● **WHAT THIS TASK INVOLVES**:
From the very first line of the data to the line containing "FaSearch, FaTimes, FaUpload", retype everything exactly, leaving the pictures behind.

● **AVAILABLE DATA**:
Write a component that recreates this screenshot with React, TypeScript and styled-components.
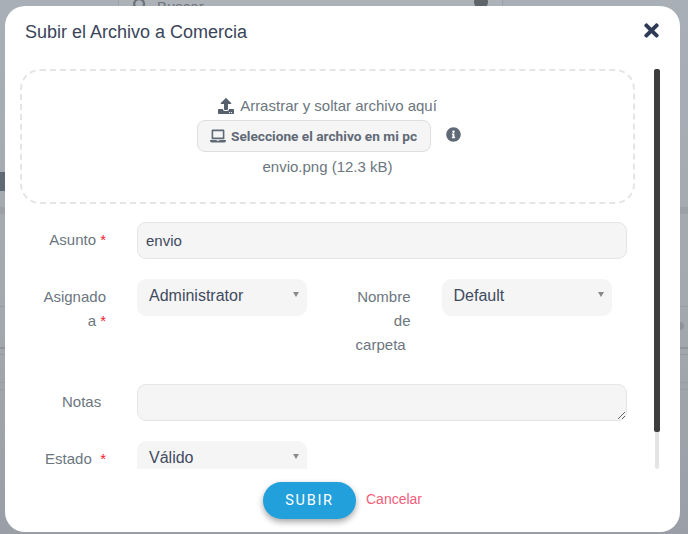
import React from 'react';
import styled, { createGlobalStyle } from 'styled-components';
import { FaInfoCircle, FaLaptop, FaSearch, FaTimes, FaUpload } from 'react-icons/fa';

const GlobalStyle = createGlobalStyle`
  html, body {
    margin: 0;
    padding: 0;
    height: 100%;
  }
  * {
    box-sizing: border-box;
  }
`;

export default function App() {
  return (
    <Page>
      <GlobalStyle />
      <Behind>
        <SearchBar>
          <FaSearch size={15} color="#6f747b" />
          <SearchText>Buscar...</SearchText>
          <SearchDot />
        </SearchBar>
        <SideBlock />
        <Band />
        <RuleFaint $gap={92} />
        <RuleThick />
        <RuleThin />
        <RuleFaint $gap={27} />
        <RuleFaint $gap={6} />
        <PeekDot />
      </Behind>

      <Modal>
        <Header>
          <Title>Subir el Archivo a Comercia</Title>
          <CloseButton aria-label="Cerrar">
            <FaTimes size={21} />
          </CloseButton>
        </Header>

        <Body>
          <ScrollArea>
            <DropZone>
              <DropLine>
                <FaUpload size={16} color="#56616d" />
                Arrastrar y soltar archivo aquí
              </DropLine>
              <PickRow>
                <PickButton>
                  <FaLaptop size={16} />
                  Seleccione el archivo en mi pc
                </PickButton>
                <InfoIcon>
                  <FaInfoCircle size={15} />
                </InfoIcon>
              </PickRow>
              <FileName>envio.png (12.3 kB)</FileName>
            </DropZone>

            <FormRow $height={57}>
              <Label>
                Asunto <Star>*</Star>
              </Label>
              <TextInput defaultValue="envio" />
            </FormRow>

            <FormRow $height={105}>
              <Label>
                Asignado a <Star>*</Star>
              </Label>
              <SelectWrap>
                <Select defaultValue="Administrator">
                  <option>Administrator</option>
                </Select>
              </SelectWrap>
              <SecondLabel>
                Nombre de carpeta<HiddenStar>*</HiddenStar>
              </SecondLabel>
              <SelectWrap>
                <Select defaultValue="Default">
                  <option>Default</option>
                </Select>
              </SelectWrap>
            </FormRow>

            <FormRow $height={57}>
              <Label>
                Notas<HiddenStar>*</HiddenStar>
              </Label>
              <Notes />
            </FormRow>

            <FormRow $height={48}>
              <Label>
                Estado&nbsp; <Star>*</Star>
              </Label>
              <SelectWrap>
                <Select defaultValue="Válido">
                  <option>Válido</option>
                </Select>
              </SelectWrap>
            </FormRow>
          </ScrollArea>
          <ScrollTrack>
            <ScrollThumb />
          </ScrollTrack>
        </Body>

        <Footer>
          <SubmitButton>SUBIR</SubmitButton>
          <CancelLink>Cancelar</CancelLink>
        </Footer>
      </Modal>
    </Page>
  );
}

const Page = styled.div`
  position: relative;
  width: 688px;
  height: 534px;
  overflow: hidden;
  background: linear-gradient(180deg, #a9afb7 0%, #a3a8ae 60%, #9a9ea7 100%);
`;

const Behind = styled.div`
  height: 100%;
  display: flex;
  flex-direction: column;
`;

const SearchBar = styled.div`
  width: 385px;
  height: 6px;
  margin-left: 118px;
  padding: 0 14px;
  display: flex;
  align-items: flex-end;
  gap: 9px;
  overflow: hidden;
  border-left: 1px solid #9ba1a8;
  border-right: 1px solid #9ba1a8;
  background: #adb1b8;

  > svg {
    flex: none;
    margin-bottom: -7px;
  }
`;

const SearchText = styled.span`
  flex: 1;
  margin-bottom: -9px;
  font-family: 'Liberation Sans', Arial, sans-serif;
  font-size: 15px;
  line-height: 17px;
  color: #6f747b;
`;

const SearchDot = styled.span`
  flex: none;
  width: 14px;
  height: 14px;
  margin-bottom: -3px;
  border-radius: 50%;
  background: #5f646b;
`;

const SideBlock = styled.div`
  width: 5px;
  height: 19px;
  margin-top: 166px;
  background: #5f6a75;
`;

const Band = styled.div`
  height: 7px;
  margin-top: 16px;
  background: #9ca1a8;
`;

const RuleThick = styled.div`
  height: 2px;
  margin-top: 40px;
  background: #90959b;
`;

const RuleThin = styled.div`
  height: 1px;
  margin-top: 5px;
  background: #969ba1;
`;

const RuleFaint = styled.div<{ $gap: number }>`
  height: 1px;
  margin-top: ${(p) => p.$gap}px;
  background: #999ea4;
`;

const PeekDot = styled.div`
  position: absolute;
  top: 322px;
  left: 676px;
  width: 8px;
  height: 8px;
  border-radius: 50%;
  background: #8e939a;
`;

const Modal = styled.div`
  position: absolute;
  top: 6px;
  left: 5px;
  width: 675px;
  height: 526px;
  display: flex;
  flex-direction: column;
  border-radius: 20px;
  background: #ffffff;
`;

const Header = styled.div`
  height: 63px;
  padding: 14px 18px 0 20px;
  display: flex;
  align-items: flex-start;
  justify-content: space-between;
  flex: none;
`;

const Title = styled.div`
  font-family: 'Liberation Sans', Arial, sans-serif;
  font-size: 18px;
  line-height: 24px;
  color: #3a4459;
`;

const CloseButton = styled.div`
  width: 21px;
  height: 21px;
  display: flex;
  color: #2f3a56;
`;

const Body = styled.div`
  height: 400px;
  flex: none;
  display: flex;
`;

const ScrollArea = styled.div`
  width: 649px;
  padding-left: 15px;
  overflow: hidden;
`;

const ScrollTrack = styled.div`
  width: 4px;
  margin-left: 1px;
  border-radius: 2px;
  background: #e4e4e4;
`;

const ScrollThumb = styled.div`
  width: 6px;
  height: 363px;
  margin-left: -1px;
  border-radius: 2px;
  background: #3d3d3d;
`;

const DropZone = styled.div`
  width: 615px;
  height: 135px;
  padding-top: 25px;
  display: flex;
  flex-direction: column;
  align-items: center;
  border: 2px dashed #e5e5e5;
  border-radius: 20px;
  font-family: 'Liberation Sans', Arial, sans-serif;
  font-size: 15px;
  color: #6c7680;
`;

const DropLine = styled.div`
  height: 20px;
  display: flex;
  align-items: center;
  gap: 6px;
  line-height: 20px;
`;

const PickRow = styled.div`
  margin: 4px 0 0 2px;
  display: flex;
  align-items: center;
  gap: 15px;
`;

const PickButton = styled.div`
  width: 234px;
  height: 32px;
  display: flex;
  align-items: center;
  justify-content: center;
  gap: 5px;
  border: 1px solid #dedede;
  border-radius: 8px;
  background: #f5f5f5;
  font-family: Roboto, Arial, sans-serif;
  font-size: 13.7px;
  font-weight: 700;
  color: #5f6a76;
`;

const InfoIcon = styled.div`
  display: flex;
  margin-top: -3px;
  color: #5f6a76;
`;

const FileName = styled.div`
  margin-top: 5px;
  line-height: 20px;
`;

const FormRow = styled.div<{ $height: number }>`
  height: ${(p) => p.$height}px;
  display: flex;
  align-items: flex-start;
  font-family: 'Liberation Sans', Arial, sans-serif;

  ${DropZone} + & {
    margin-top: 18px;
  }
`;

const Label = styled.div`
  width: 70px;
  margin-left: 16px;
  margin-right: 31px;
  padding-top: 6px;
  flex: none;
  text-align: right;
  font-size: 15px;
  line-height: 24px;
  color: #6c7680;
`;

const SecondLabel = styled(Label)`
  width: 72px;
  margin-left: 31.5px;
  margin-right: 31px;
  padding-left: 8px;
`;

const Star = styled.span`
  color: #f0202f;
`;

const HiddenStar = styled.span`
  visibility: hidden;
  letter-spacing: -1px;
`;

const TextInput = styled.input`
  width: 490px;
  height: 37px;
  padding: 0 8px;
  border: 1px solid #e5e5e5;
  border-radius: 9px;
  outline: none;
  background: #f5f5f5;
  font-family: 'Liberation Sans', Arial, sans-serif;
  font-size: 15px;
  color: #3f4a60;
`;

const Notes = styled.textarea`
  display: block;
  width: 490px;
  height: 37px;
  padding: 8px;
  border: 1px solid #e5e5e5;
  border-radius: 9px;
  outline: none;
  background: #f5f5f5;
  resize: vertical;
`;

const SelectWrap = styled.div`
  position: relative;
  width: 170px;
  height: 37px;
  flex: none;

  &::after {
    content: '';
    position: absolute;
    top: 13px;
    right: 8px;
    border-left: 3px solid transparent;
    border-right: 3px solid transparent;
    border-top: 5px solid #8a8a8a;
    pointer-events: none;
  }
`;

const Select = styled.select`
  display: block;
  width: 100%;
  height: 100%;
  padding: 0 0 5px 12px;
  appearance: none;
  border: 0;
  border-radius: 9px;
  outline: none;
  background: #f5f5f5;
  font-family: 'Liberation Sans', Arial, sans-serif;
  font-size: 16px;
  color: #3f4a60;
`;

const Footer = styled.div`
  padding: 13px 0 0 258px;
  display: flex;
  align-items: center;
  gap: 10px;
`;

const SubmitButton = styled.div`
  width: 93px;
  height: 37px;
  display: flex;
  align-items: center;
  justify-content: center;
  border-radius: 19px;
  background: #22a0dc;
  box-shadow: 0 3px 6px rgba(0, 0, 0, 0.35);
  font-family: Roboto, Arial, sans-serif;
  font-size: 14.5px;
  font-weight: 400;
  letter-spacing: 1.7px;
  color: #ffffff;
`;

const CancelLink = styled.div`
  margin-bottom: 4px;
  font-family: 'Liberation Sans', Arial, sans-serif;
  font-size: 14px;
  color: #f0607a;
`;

● **EXERCISE SOLUTION**:
Write a component that recreates this screenshot with React, TypeScript and styled-components.
import React from 'react';
import styled, { createGlobalStyle } from 'styled-components';
import { FaInfoCircle, FaLaptop, FaSearch, FaTimes, FaUpload } from 'react-icons/fa';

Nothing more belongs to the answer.